Set down the material below word for word, excluding the pictures.

.....

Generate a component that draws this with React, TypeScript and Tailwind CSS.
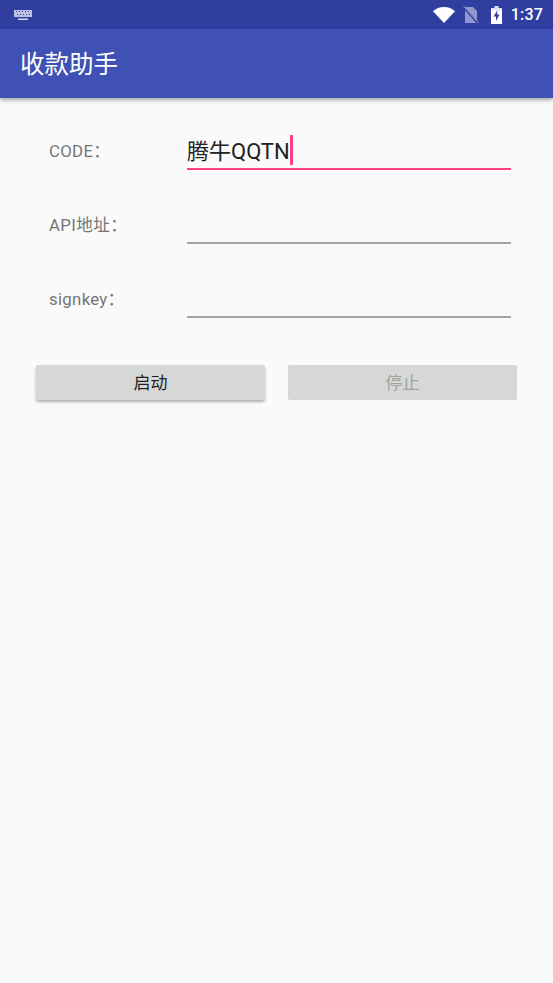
const FONT = "font-['Roboto','Noto_Sans_CJK_SC',sans-serif]";

function KeyboardIcon() {
  return (
    <svg width="18" height="10" viewBox="0 0 18 10" fill="#d5d8ee">
      <path d="M0 0h18v7H0z" opacity="0.85" />
      <path
        d="M2 1h1v1H2zM5 1h1v1H5zM8 1h1v1H8zM11 1h1v1h-1zM14 1h1v1h-1zM3 4h1v1H3zM6 4h1v1H6zM9 4h1v1H9zM12 4h1v1h-1zM15 4h1v1h-1z"
        fill="#303f9f"
      />
      <path d="M4 8.500h10V10H4z" />
    </svg>
  );
}

function StatusIcons() {
  return (
    <div className="flex items-center">
      {/* wifi */}
      <svg width="22" height="16" viewBox="0 0 22 16" className="mr-[8px] mt-[1px]">
        <path d="M0 4.200C3 1.600 6.700 0 11 0s8 1.600 11 4.200L11 16z" fill="#fff" />
      </svg>
      {/* no sim */}
      <svg width="16" height="18" viewBox="0 0 16 18" className="mr-[11px] mt-[1px]">
        <path d="M2 1h8l4 4v12H2z" fill="#8f98cf" />
        <path d="M0 0.500 15 17.500" stroke="#303f9f" strokeWidth="2" />
        <path d="M0.500 0 15.500 17" stroke="#8f98cf" strokeWidth="1" />
      </svg>
      {/* battery charging */}
      <svg width="13" height="18" viewBox="0 0 13 18" className="mr-[8px]">
        <path d="M4.500 0h4v2H12v2H1V2h3.500z" fill="#e0e2f2" />
        <path d="M1 4h11v14H1z" fill="#fff" />
        <path d="M7.500 4 3.500 10.500H6V15l3.500-6.500H7z" fill="#303f9f" />
      </svg>
      <span className="text-white text-[16px] font-medium leading-none tracking-[0.2px]">1:37</span>
    </div>
  );
}

function Field({ label, value, focused }: { label: string; value?: string; focused?: boolean }) {
  return (
    <div className="flex items-end h-[74px]">
      <span className="w-[138px] pb-[7px] text-[16.800px] leading-[24px] tracking-[0.3px] text-[#757575]">
        {label}
      </span>
      <div
        className={
          focused
            ? "w-[324px] h-[40px] flex items-end border-b-2 border-[#ff4081]"
            : "w-[324px] h-[40px] flex items-end border-b-2 border-[#a3a3a3]"
        }
      >
        <span className="text-[22px] leading-[30px] mb-[1px] text-[#212121] whitespace-nowrap">{value}</span>
        {focused && <span className="w-[3px] h-[30px] mb-[3px] bg-[#ff4081]" />}
      </div>
    </div>
  );
}

export default function App() {
  return (
    <div className={`${FONT} w-[553px] h-[983px] bg-[#fafafa] flex flex-col overflow-hidden`}>
      <div className="h-[29px] shrink-0 bg-[#303f9f] flex items-center justify-between pl-[14px] pr-[10px]">
        <KeyboardIcon />
        <StatusIcons />
      </div>
      <header className="h-[69px] shrink-0 bg-[#3f51b5] flex items-center pl-[20px] pt-[3px] shadow-[0_2px_4px_rgba(0,0,0,0.35)]">
        <h1 className="text-white text-[24.500px] font-normal leading-none">收款助手</h1>
      </header>

      <main className="flex flex-col">
        <div className="flex flex-col pl-[49px] mt-[-2px]">
          <Field label="CODE：" value="腾牛QQTN" focused />
          <Field label="API地址：" />
          <Field label="signkey：" />
        </div>
        <div className="flex gap-[23px] pl-[36px] mt-[47px]">
          <button className="w-[229px] h-[35px] pt-[2px] rounded-[2px] bg-[#d6d7d7] text-[17px] text-[#1f1f1f] shadow-[0_2px_3px_rgba(0,0,0,0.3)]">
            启动
          </button>
          <button
            disabled
            className="w-[229px] h-[35px] pt-[2px] rounded-[2px] bg-[#d6d7d7] text-[17px] text-[#a1a1a1]"
          >
            停止
          </button>
        </div>
      </main>
    </div>
  );
}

.....

> WORKED SOLUTION
Generate a component that draws this with React, TypeScript and Tailwind CSS.
const FONT = "font-['Roboto','Noto_Sans_CJK_SC',sans-serif]";

function KeyboardIcon() {
  return (
    <svg width="18" height="10" viewBox="0 0 18 10" fill="#d5d8ee">
      <path d="M0 0h18v7H0z" opacity="0.85" />
      <path
        d="M2 1h1v1H2zM5 1h1v1H5zM8 1h1v1H8zM11 1h1v1h-1zM14 1h1v1h-1zM3 4h1v1H3zM6 4h1v1H6zM9 4h1v1H9zM12 4h1v1h-1zM15 4h1v1h-1z"
        fill="#303f9f"
      />
      <path d="M4 8.500h10V10H4z" />
    </svg>
  );
}

function StatusIcons() {
  return (
    <div className="flex items-center">
      {/* wifi */}
      <svg width="22" height="16" viewBox="0 0 22 16" className="mr-[8px] mt-[1px]">
        <path d="M0 4.200C3 1.600 6.700 0 11 0s8 1.600 11 4.200L11 16z" fill="#fff" />
      </svg>
      {/* no sim */}
      <svg width="16" height="18" viewBox="0 0 16 18" className="mr-[11px] mt-[1px]">
        <path d="M2 1h8l4 4v12H2z" fill="#8f98cf" />
        <path d="M0 0.500 15 17.500" stroke="#303f9f" strokeWidth="2" />
        <path d="M0.500 0 15.500 17" stroke="#8f98cf" strokeWidth="1" />
      </svg>
      {/* battery charging */}
      <svg width="13" height="18" viewBox="0 0 13 18" className="mr-[8px]">
        <path d="M4.500 0h4v2H12v2H1V2h3.500z" fill="#e0e2f2" />
        <path d="M1 4h11v14H1z" fill="#fff" />
        <path d="M7.500 4 3.500 10.500H6V15l3.500-6.500H7z" fill="#303f9f" />
      </svg>
      <span className="text-white text-[16px] font-medium leading-none tracking-[0.2px]">1:37</span>
    </div>
  );
}

function Field({ label, value, focused }: { label: string; value?: string; focused?: boolean }) {
  return (
    <div className="flex items-end h-[74px]">
      <span className="w-[138px] pb-[7px] text-[16.800px] leading-[24px] tracking-[0.3px] text-[#757575]">
        {label}
      </span>
      <div
        className={
          focused
            ? "w-[324px] h-[40px] flex items-end border-b-2 border-[#ff4081]"
            : "w-[324px] h-[40px] flex items-end border-b-2 border-[#a3a3a3]"
        }
      >
        <span className="text-[22px] leading-[30px] mb-[1px] text-[#212121] whitespace-nowrap">{value}</span>
        {focused && <span className="w-[3px] h-[30px] mb-[3px] bg-[#ff4081]" />}
      </div>
    </div>
  );
}

export default function App() {
  return (
    <div className={`${FONT} w-[553px] h-[983px] bg-[#fafafa] flex flex-col overflow-hidden`}>
      <div className="h-[29px] shrink-0 bg-[#303f9f] flex items-center justify-between pl-[14px] pr-[10px]">
        <KeyboardIcon />
        <StatusIcons />
      </div>
      <header className="h-[69px] shrink-0 bg-[#3f51b5] flex items-center pl-[20px] pt-[3px] shadow-[0_2px_4px_rgba(0,0,0,0.35)]">
        <h1 className="text-white text-[24.500px] font-normal leading-none">收款助手</h1>
      </header>

      <main className="flex flex-col">
        <div className="flex flex-col pl-[49px] mt-[-2px]">
          <Field label="CODE：" value="腾牛QQTN" focused />
          <Field label="API地址：" />
          <Field label="signkey：" />
        </div>
        <div className="flex gap-[23px] pl-[36px] mt-[47px]">
          <button className="w-[229px] h-[35px] pt-[2px] rounded-[2px] bg-[#d6d7d7] text-[17px] text-[#1f1f1f] shadow-[0_2px_3px_rgba(0,0,0,0.3)]">
            启动
          </button>
          <button
            disabled
            className="w-[229px] h-[35px] pt-[2px] rounded-[2px] bg-[#d6d7d7] text-[17px] text-[#a1a1a1]"
          >
            停止
          </button>
        </div>
      </main>
    </div>
  );
}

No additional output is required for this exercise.